** Dataset content **
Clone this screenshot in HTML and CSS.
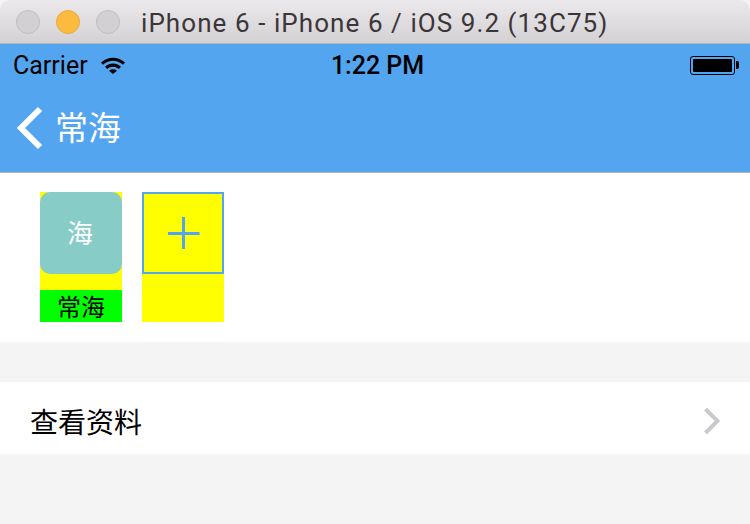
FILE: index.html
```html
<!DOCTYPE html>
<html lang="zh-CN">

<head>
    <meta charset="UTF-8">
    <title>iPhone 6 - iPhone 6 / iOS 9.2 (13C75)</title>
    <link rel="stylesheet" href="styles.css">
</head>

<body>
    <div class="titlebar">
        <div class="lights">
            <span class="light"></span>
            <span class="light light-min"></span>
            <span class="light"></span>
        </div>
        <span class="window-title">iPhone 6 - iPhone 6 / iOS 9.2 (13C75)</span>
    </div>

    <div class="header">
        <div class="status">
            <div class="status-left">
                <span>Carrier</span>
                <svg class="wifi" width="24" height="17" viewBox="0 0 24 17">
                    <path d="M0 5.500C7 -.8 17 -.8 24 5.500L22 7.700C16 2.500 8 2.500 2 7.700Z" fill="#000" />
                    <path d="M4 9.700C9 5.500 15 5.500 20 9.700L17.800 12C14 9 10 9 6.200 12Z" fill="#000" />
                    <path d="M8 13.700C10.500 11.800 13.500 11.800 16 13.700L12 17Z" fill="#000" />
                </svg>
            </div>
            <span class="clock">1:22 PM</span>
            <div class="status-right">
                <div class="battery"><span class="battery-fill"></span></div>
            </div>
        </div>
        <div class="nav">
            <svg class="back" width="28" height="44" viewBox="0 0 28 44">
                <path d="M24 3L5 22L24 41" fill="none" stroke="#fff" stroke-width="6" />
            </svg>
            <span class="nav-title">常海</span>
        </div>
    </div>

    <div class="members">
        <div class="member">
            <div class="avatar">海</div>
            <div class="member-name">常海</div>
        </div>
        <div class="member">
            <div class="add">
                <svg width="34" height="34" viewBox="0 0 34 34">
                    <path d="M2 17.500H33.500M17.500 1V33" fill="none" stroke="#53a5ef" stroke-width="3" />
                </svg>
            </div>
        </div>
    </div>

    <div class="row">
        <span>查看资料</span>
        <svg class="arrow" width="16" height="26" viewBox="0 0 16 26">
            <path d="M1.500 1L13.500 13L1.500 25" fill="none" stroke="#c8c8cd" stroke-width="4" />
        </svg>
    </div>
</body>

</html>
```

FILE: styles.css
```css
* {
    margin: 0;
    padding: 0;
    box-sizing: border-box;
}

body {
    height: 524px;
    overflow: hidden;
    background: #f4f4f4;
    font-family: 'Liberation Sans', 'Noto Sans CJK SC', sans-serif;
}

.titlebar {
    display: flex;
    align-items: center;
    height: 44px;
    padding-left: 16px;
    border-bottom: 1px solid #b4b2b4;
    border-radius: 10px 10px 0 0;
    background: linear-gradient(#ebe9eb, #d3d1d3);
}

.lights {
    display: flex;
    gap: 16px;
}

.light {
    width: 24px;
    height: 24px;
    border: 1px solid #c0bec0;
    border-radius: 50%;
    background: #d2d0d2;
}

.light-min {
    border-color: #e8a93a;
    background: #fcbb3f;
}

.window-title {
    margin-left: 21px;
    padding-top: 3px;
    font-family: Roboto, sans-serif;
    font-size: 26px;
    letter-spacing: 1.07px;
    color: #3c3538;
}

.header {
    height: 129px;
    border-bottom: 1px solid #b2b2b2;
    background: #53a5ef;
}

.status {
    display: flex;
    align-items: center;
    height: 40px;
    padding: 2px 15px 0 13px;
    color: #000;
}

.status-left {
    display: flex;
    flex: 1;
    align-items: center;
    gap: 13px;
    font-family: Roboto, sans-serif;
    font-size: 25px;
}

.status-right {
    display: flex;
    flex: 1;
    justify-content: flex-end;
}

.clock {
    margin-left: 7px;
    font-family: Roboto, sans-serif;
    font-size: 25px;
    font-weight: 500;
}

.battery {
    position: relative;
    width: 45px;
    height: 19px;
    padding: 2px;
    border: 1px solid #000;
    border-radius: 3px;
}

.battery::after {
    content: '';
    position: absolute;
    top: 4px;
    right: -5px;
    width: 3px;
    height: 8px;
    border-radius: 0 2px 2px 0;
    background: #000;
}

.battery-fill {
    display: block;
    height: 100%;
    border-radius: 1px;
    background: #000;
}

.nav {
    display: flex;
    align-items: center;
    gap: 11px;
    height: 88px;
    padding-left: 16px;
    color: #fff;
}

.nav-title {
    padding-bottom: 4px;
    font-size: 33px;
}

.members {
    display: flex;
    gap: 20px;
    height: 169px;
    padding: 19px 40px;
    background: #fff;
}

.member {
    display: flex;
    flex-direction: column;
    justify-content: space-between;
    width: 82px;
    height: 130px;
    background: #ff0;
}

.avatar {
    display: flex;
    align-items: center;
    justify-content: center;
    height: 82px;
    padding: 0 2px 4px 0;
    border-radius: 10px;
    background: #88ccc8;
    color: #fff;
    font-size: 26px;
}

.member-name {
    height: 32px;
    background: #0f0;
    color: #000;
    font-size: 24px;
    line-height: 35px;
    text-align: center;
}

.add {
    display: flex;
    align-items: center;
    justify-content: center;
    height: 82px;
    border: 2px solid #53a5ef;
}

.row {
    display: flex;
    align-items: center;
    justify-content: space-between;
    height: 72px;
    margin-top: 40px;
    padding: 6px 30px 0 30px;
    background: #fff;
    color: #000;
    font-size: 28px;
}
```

** Do this **
Reproduce the listing above exactly, excluding all pictures.

** Solution to the problem **
Clone this screenshot in HTML and CSS.
FILE: index.html
```html
<!DOCTYPE html>
<html lang="zh-CN">

<head>
    <meta charset="UTF-8">
    <title>iPhone 6 - iPhone 6 / iOS 9.2 (13C75)</title>
    <link rel="stylesheet" href="styles.css">
</head>

<body>
    <div class="titlebar">
        <div class="lights">
            <span class="light"></span>
            <span class="light light-min"></span>
            <span class="light"></span>
        </div>
        <span class="window-title">iPhone 6 - iPhone 6 / iOS 9.2 (13C75)</span>
    </div>

    <div class="header">
        <div class="status">
            <div class="status-left">
                <span>Carrier</span>
                <svg class="wifi" width="24" height="17" viewBox="0 0 24 17">
                    <path d="M0 5.500C7 -.8 17 -.8 24 5.500L22 7.700C16 2.500 8 2.500 2 7.700Z" fill="#000" />
                    <path d="M4 9.700C9 5.500 15 5.500 20 9.700L17.800 12C14 9 10 9 6.200 12Z" fill="#000" />
                    <path d="M8 13.700C10.500 11.800 13.500 11.800 16 13.700L12 17Z" fill="#000" />
                </svg>
            </div>
            <span class="clock">1:22 PM</span>
            <div class="status-right">
                <div class="battery"><span class="battery-fill"></span></div>
            </div>
        </div>
        <div class="nav">
            <svg class="back" width="28" height="44" viewBox="0 0 28 44">
                <path d="M24 3L5 22L24 41" fill="none" stroke="#fff" stroke-width="6" />
            </svg>
            <span class="nav-title">常海</span>
        </div>
    </div>

    <div class="members">
        <div class="member">
            <div class="avatar">海</div>
            <div class="member-name">常海</div>
        </div>
        <div class="member">
            <div class="add">
                <svg width="34" height="34" viewBox="0 0 34 34">
                    <path d="M2 17.500H33.500M17.500 1V33" fill="none" stroke="#53a5ef" stroke-width="3" />
                </svg>
            </div>
        </div>
    </div>

    <div class="row">
        <span>查看资料</span>
        <svg class="arrow" width="16" height="26" viewBox="0 0 16 26">
            <path d="M1.500 1L13.500 13L1.500 25" fill="none" stroke="#c8c8cd" stroke-width="4" />
        </svg>
    </div>
</body>

</html>
```

FILE: styles.css
```css
* {
    margin: 0;
    padding: 0;
    box-sizing: border-box;
}

body {
    height: 524px;
    overflow: hidden;
    background: #f4f4f4;
    font-family: 'Liberation Sans', 'Noto Sans CJK SC', sans-serif;
}

.titlebar {
    display: flex;
    align-items: center;
    height: 44px;
    padding-left: 16px;
    border-bottom: 1px solid #b4b2b4;
    border-radius: 10px 10px 0 0;
    background: linear-gradient(#ebe9eb, #d3d1d3);
}

.lights {
    display: flex;
    gap: 16px;
}

.light {
    width: 24px;
    height: 24px;
    border: 1px solid #c0bec0;
    border-radius: 50%;
    background: #d2d0d2;
}

.light-min {
    border-color: #e8a93a;
    background: #fcbb3f;
}

.window-title {
    margin-left: 21px;
    padding-top: 3px;
    font-family: Roboto, sans-serif;
    font-size: 26px;
    letter-spacing: 1.07px;
    color: #3c3538;
}

.header {
    height: 129px;
    border-bottom: 1px solid #b2b2b2;
    background: #53a5ef;
}

.status {
    display: flex;
    align-items: center;
    height: 40px;
    padding: 2px 15px 0 13px;
    color: #000;
}

.status-left {
    display: flex;
    flex: 1;
    align-items: center;
    gap: 13px;
    font-family: Roboto, sans-serif;
    font-size: 25px;
}

.status-right {
    display: flex;
    flex: 1;
    justify-content: flex-end;
}

.clock {
    margin-left: 7px;
    font-family: Roboto, sans-serif;
    font-size: 25px;
    font-weight: 500;
}

.battery {
    position: relative;
    width: 45px;
    height: 19px;
    padding: 2px;
    border: 1px solid #000;
    border-radius: 3px;
}

.battery::after {
    content: '';
    position: absolute;
    top: 4px;
    right: -5px;
    width: 3px;
    height: 8px;
    border-radius: 0 2px 2px 0;
    background: #000;
}

.battery-fill {
    display: block;
    height: 100%;
    border-radius: 1px;
    background: #000;
}

.nav {
    display: flex;
    align-items: center;
    gap: 11px;
    height: 88px;
    padding-left: 16px;
    color: #fff;
}

.nav-title {
    padding-bottom: 4px;
    font-size: 33px;
}

.members {
    display: flex;
    gap: 20px;
    height: 169px;
    padding: 19px 40px;
    background: #fff;
}

.member {
    display: flex;
    flex-direction: column;
    justify-content: space-between;
    width: 82px;
    height: 130px;
    background: #ff0;
}

.avatar {
    display: flex;
    align-items: center;
    justify-content: center;
    height: 82px;
    padding: 0 2px 4px 0;
    border-radius: 10px;
    background: #88ccc8;
    color: #fff;
    font-size: 26px;
}

.member-name {
    height: 32px;
    background: #0f0;
    color: #000;
    font-size: 24px;
    line-height: 35px;
    text-align: center;
}

.add {
    display: flex;
    align-items: center;
    justify-content: center;
    height: 82px;
    border: 2px solid #53a5ef;
}

.row {
    display: flex;
    align-items: center;
    justify-content: space-between;
    height: 72px;
    margin-top: 40px;
    padding: 6px 30px 0 30px;
    background: #fff;
    color: #000;
    font-size: 28px;
}
```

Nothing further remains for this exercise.